INPUT:
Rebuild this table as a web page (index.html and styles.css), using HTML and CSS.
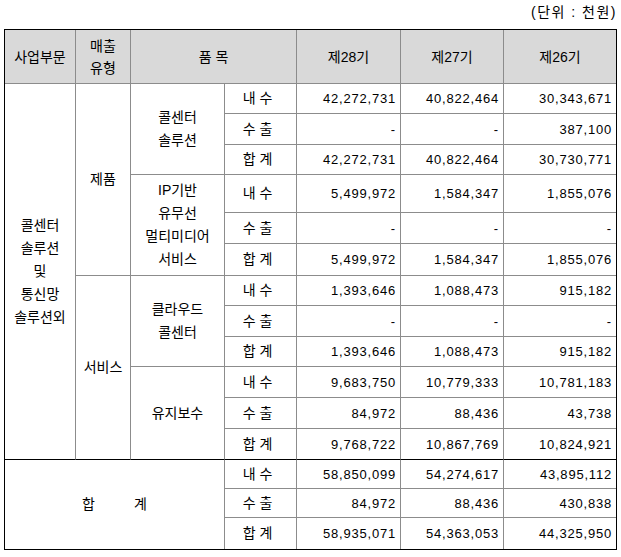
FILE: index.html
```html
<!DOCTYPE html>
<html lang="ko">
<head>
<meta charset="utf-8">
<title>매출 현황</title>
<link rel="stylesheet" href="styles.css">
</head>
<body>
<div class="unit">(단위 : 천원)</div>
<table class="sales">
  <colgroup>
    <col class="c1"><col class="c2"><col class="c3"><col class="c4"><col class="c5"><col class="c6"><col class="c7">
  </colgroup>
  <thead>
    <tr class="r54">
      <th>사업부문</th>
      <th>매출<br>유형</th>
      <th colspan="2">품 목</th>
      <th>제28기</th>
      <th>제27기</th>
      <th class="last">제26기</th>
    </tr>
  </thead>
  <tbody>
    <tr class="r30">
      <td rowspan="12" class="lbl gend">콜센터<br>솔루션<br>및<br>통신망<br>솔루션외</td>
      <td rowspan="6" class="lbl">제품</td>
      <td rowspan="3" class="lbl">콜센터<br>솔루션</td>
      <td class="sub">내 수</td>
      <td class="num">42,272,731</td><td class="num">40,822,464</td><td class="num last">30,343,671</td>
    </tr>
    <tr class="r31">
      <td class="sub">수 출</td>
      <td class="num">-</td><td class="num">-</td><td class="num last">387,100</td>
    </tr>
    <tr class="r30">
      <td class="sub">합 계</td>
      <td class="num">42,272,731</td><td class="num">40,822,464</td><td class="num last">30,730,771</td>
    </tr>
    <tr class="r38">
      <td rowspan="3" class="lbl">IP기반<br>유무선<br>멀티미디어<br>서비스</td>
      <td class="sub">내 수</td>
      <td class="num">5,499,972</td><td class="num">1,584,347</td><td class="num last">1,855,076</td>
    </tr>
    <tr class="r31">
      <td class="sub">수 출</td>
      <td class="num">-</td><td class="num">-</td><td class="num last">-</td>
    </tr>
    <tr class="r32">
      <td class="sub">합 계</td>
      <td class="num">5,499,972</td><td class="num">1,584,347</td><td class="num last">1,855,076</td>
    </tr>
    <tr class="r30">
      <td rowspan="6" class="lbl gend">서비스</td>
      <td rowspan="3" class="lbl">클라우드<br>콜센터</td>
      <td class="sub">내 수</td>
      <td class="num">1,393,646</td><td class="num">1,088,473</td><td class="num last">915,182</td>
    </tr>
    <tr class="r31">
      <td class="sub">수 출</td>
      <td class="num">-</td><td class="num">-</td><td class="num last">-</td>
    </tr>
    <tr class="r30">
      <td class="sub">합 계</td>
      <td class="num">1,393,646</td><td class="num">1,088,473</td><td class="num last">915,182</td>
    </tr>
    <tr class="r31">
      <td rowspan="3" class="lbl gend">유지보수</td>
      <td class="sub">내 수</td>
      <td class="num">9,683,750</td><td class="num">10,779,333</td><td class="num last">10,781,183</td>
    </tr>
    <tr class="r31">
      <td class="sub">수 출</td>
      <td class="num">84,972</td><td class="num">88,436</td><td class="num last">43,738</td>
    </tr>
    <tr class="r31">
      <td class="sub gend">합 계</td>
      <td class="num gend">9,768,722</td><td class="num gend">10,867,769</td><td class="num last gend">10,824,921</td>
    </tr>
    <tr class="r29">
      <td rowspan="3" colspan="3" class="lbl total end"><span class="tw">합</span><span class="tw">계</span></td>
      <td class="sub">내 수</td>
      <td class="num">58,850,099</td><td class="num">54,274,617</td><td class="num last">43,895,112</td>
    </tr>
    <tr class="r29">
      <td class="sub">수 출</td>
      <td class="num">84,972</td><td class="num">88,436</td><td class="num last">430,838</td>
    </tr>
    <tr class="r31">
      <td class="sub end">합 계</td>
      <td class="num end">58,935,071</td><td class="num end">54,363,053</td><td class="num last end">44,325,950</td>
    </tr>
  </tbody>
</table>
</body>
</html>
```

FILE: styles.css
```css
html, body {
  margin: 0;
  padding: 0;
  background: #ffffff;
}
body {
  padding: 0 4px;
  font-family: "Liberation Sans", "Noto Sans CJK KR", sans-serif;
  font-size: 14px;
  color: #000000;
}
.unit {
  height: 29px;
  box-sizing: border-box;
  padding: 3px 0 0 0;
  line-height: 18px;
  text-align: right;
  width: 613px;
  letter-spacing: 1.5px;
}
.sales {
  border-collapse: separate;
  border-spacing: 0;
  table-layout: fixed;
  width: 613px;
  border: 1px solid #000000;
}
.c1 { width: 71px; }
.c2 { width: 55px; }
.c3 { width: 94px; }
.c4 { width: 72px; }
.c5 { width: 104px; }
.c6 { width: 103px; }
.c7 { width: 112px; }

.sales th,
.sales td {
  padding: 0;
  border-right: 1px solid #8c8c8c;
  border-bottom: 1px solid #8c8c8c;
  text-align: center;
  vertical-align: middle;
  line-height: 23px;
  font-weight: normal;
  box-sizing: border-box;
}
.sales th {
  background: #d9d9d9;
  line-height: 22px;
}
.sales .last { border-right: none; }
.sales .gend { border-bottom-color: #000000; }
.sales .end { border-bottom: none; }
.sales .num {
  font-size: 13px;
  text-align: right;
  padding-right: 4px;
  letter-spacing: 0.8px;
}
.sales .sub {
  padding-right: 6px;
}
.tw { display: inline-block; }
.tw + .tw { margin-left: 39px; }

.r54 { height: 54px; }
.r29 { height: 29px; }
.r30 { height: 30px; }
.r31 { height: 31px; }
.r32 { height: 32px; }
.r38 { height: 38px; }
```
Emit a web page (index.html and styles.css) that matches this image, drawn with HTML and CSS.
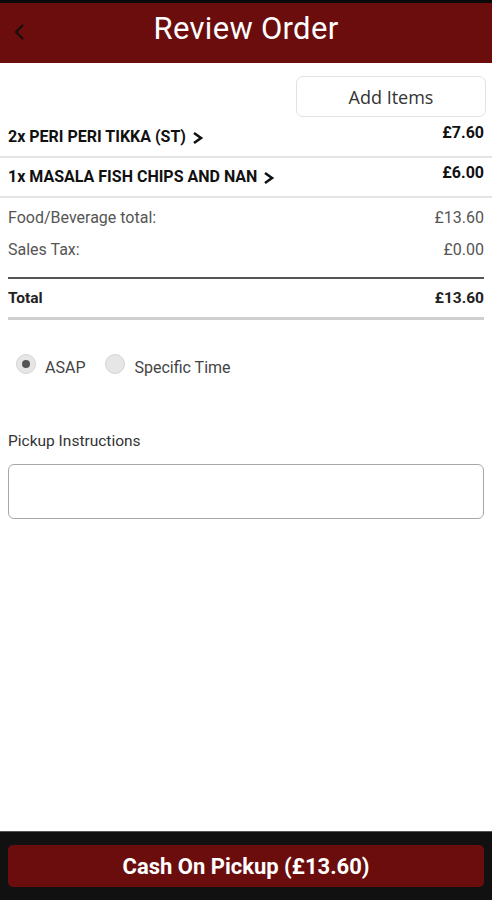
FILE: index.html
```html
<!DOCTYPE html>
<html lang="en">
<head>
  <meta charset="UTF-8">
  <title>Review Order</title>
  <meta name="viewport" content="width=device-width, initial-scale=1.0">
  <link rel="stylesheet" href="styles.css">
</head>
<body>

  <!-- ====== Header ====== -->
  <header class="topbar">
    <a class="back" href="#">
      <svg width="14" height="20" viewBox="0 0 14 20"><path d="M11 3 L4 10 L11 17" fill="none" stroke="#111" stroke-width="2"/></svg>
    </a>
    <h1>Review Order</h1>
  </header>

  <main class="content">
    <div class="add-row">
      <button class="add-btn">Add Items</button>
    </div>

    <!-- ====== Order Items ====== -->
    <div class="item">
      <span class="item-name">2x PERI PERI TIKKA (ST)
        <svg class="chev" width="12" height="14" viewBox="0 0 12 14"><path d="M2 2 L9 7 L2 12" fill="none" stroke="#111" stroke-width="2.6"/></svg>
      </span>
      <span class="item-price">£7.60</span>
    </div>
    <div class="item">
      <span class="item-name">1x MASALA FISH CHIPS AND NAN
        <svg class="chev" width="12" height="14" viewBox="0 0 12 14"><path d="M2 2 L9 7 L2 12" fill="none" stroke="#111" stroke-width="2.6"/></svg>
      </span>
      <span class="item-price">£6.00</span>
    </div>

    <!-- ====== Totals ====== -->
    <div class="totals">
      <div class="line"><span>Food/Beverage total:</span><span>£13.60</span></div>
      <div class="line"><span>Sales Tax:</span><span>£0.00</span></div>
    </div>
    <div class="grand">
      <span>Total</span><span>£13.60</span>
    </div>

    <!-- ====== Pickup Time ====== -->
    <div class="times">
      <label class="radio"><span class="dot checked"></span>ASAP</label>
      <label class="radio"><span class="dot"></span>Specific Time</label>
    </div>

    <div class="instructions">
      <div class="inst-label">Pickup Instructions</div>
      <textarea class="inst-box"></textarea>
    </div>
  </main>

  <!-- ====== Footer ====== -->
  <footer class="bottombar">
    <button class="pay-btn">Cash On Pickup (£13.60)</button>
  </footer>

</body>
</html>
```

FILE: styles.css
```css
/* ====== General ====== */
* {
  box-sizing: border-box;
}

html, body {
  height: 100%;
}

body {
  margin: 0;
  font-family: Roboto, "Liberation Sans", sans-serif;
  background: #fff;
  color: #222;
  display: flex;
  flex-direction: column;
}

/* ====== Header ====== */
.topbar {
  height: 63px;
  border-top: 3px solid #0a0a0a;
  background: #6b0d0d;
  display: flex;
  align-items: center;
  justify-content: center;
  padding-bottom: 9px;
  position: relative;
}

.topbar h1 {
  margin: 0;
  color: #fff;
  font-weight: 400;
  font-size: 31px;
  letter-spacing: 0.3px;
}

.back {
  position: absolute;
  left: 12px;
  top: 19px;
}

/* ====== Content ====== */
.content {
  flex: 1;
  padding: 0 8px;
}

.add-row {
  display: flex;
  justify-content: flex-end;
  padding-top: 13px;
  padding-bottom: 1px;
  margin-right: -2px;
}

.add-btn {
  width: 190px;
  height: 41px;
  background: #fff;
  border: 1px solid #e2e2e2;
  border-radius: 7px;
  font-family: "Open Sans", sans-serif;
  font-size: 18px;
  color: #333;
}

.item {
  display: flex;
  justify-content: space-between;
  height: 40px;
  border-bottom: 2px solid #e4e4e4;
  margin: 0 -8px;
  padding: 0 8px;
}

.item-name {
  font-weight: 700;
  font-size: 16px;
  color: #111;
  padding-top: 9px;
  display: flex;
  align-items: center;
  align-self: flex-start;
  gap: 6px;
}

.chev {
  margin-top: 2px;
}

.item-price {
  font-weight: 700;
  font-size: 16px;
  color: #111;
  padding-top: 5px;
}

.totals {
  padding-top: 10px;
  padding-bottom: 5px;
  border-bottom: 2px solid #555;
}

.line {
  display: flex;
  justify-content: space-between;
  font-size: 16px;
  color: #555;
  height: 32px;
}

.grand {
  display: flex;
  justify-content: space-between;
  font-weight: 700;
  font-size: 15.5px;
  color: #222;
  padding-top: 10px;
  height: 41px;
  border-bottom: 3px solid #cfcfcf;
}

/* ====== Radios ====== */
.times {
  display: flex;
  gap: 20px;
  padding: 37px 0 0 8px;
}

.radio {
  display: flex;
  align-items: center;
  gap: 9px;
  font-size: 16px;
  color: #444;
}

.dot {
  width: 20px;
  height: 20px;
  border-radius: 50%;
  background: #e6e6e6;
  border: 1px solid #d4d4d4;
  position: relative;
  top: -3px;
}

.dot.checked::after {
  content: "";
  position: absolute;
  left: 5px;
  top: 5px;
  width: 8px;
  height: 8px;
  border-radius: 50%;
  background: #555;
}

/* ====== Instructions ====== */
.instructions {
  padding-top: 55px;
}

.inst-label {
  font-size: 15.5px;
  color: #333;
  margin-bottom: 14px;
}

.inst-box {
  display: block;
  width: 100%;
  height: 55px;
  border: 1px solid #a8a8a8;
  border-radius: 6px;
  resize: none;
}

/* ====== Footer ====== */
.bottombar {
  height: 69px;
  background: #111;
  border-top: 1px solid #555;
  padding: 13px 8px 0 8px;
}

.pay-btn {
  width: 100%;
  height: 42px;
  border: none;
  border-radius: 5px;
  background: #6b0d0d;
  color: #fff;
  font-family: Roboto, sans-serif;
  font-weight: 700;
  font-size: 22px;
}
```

YOUR OBJECTIVE: Give only the number of lines in the material above that hold the word "page".

THE RESPONSE: 2